When I hear my law partner wife talking to her clients I am always intrigued. When I do it, I still maintain a certain distance with my clients. When she does it, she actually seems to bond with them on a very personal level. For real. Because, after all, she is a woman. The people who have kids and take care of them and protect them from the big bad world, which is what she does with her clients. She nurtures them through their cases.

I am more apt to tell them that we can go into court and kick the prosecutor’s you know what. And, seriously, what good does that do? It doesn’t exactly calm them down and help them find their “happy place”. But ever since I was running around the playground with a bunch of screaming boys hanging off of me playing my favorite game, kill the man with the ball, that has been my natural inclination.

Which is why we need to celebrate the difference.
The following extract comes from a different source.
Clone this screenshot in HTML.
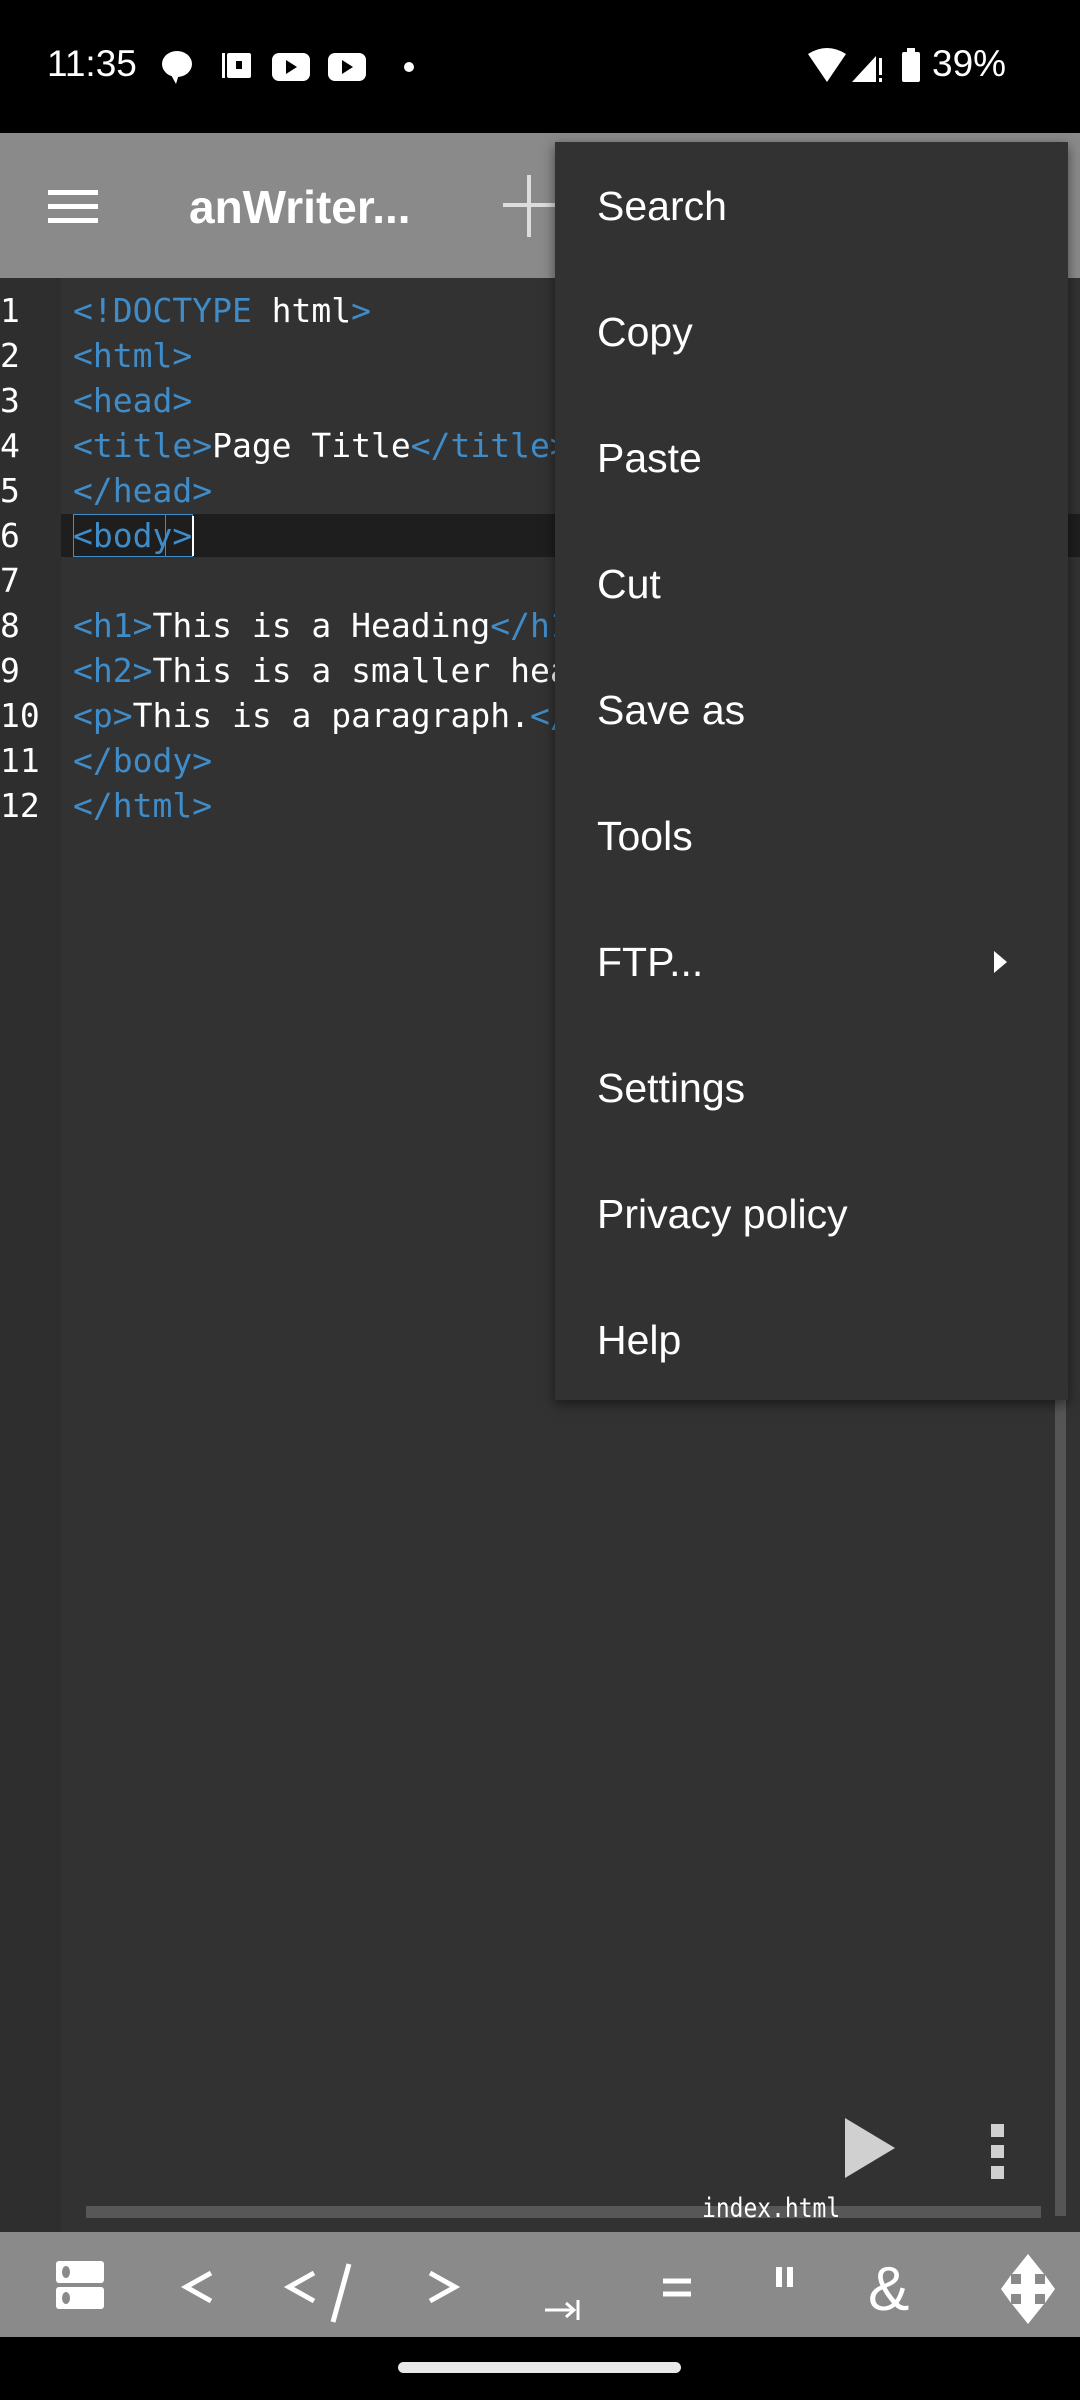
<!DOCTYPE html>
<html><head><style>
*{margin:0;padding:0;box-sizing:border-box}
body{width:1080px;height:2400px;background:#323232;position:relative;overflow:hidden;font-family:"Liberation Sans",sans-serif;color:#fff}
.abs{position:absolute}
.code{font-family:"DejaVu Sans Mono",monospace;font-size:33px;line-height:45px;white-space:pre}
.t{color:#3f8cc8}
.menu div{position:absolute;left:42px;font-size:41px;color:#fff;line-height:48px}
</style></head><body>
<div class="abs" style="left:0;top:0;width:1080px;height:133px;background:#000"></div>
<div class="abs" style="left:47px;top:43px;font-size:37px;">11:35</div>
<svg class="abs" style="left:160px;top:48px" width="270" height="40" viewBox="0 0 270 40">
<ellipse cx="17" cy="16" rx="15" ry="13" fill="#fff"/><path d="M10 25 L16 36 L19 26Z" fill="#fff"/>
<rect x="62" y="5" width="3" height="25" fill="#fff"/><rect x="67" y="5" width="24" height="25" rx="2" fill="#fff"/><rect x="76" y="13" width="6" height="8" fill="#000"/>
<rect x="112" y="5" width="38" height="28" rx="7" fill="#fff"/><path d="M126 12 L137 19 L126 26Z" fill="#000"/>
<rect x="168" y="5" width="38" height="28" rx="7" fill="#fff"/><path d="M182 12 L193 19 L182 26Z" fill="#000"/>
<circle cx="249" cy="19" r="5" fill="#fff"/>
</svg>
<svg class="abs" style="left:806px;top:46px" width="200" height="40" viewBox="0 0 200 40">
<path d="M2 8 Q21 -4 40 8 L21 36Z" fill="#fff"/>
<path d="M46 36 L70 10 L70 36Z" fill="#fff"/><rect x="73" y="12" width="3" height="17" fill="#fff"/><rect x="73" y="32" width="3" height="4" fill="#fff"/>
<rect x="96" y="6" width="18" height="30" rx="2" fill="#fff"/><rect x="101" y="2" width="8" height="5" fill="#fff"/>
</svg>
<div class="abs" style="left:932px;top:43px;font-size:37px;">39%</div>

<div class="abs" style="left:0;top:133px;width:1080px;height:145px;background:#8a8a8a"></div>
<div class="abs" style="left:48px;top:190px;width:50px;height:5px;background:#fff"></div>
<div class="abs" style="left:48px;top:204px;width:50px;height:5px;background:#fff"></div>
<div class="abs" style="left:48px;top:218px;width:50px;height:5px;background:#fff"></div>
<div class="abs" style="left:189px;top:180px;font-size:46px;font-weight:bold;">anWriter...</div>
<div class="abs" style="left:503px;top:203px;width:52px;height:4px;background:#ddd"></div>
<div class="abs" style="left:527px;top:175px;width:4px;height:62px;background:#ddd"></div>

<div class="abs" style="left:0;top:278px;width:61px;height:1954px;background:#2e2e2e"></div>
<div class="abs" style="left:61px;top:514px;width:1019px;height:43px;background:#1e1e1e"></div>
<div class="abs" style="left:73px;top:514px;width:120px;height:43px;border:1px solid #3f8cc8"></div>
<div class="abs" style="left:165px;top:514px;width:1px;height:43px;background:#3f8cc8"></div>
<div class="abs" style="left:192px;top:516px;width:2px;height:40px;background:#fff"></div>
<div class="abs code" style="left:0;top:288px;">1
2
3
4
5
6
7
8
9
10
11
12</div>
<div class="abs code" style="left:73px;top:288px;"><span class="t">&lt;!DOCTYPE</span> html<span class="t">&gt;</span>
<span class="t">&lt;html&gt;</span>
<span class="t">&lt;head&gt;</span>
<span class="t">&lt;title&gt;</span>Page Title<span class="t">&lt;/title&gt;</span>
<span class="t">&lt;/head&gt;</span>
<span class="t">&lt;body&gt;</span>

<span class="t">&lt;h1&gt;</span>This is a Heading<span class="t">&lt;/h1&gt;</span>
<span class="t">&lt;h2&gt;</span>This is a smaller heading
<span class="t">&lt;p&gt;</span>This is a paragraph.<span class="t">&lt;/p&gt;</span>
<span class="t">&lt;/body&gt;</span>
<span class="t">&lt;/html&gt;</span></div>

<div class="abs" style="left:1055px;top:278px;width:11px;height:1938px;background:#555"></div>
<div class="abs" style="left:86px;top:2206px;width:955px;height:12px;background:#575757"></div>
<svg class="abs" style="left:840px;top:2115px" width="180" height="65" viewBox="0 0 180 65">
<path d="M5 3 L55 33 L5 63Z" fill="#d0d0d0"/>
<rect x="151" y="9" width="13" height="13" fill="#d0d0d0"/><rect x="151" y="30" width="13" height="13" fill="#d0d0d0"/><rect x="151" y="51" width="13" height="13" fill="#d0d0d0"/>
</svg>
<div class="abs" style="left:702px;top:2193px;font-family:'DejaVu Sans Mono',monospace;font-size:27px;transform:scaleX(0.85);transform-origin:left;">index.html</div>

<div class="abs" style="left:0;top:2232px;width:1080px;height:105px;background:#8a8a8a"></div>
<svg class="abs" style="left:0;top:2232px" width="1080" height="105" viewBox="0 0 1080 105">
<rect x="56" y="29" width="48" height="22" rx="3" fill="#fff"/><rect x="56" y="55" width="48" height="22" rx="3" fill="#fff"/>
<ellipse cx="66" cy="40" rx="4" ry="6" fill="#8a8a8a"/><ellipse cx="66" cy="66" rx="4" ry="6" fill="#8a8a8a"/>
<g stroke="#fff" stroke-width="5" fill="none">
<path d="M211 41 L186 55 L211 69"/>
<path d="M314 41 L289 55 L314 69"/><path d="M349 32 L333 90"/>
<path d="M430 41 L455 55 L430 69"/>
<path d="M545 78 L574 78 M566 71 L574 78 L566 85 M578 68 L578 88" stroke-width="3"/>
<path d="M663 49 L691 49 M663 62 L691 62"/>
<path d="M779 35 L779 55 M790 35 L790 55" stroke-width="6"/>
</g>
<text x="868" y="78" font-size="62" fill="#fff" font-family="Liberation Sans">&amp;</text>
<path d="M1028 22 L1044 42 L1035 42 L1035 52 L1045 52 L1045 43 L1055 57 L1045 71 L1045 62 L1035 62 L1035 72 L1044 72 L1028 92 L1012 72 L1021 72 L1021 62 L1011 62 L1011 71 L1001 57 L1011 43 L1011 52 L1021 52 L1021 42 L1012 42Z" fill="#fff"/>
</svg>
<div class="abs" style="left:0;top:2337px;width:1080px;height:63px;background:#000"></div>
<div class="abs" style="left:398px;top:2362px;width:283px;height:11px;border-radius:6px;background:#e8e8e8"></div>

<div class="abs menu" style="left:555px;top:142px;width:513px;height:1258px;background:#323232;box-shadow:0 4px 12px rgba(0,0,0,.5)">
<div style="top:40px">Search</div>
<div style="top:166px">Copy</div>
<div style="top:292px">Paste</div>
<div style="top:418px">Cut</div>
<div style="top:544px">Save as</div>
<div style="top:670px">Tools</div>
<div style="top:796px">FTP...</div>
<div style="top:922px">Settings</div>
<div style="top:1048px">Privacy policy</div>
<div style="top:1174px">Help</div>
<svg class="abs" style="left:436px;top:806px" width="20" height="30" viewBox="0 0 20 30"><path d="M3 3 L16 14 L3 25Z" fill="#fff"/></svg>
</div>
</body></html>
Because, like it or not, there is one. Fact is, the women are smarter. Which brings me back to ‘women lawyers’. Perhaps we should embrace that term the way we need to embrace the differences between us. Maybe we should make it a badge of honor, a symbol that the lawyer you are about to go up against in court is capable of laying you flat, intellectually speaking.

I’ve learned over the years. I’ve mellowed. I think my wife has had a lot to do with that. She has taught me to be a better lawyer. More attuned to people’s feelings. More flexible when that might help my clients. Less likely to go to war just because it’s fun. More collaborative perhaps, although just saying that makes me cringe a little bit.

I guess I’ve still got a long way to go.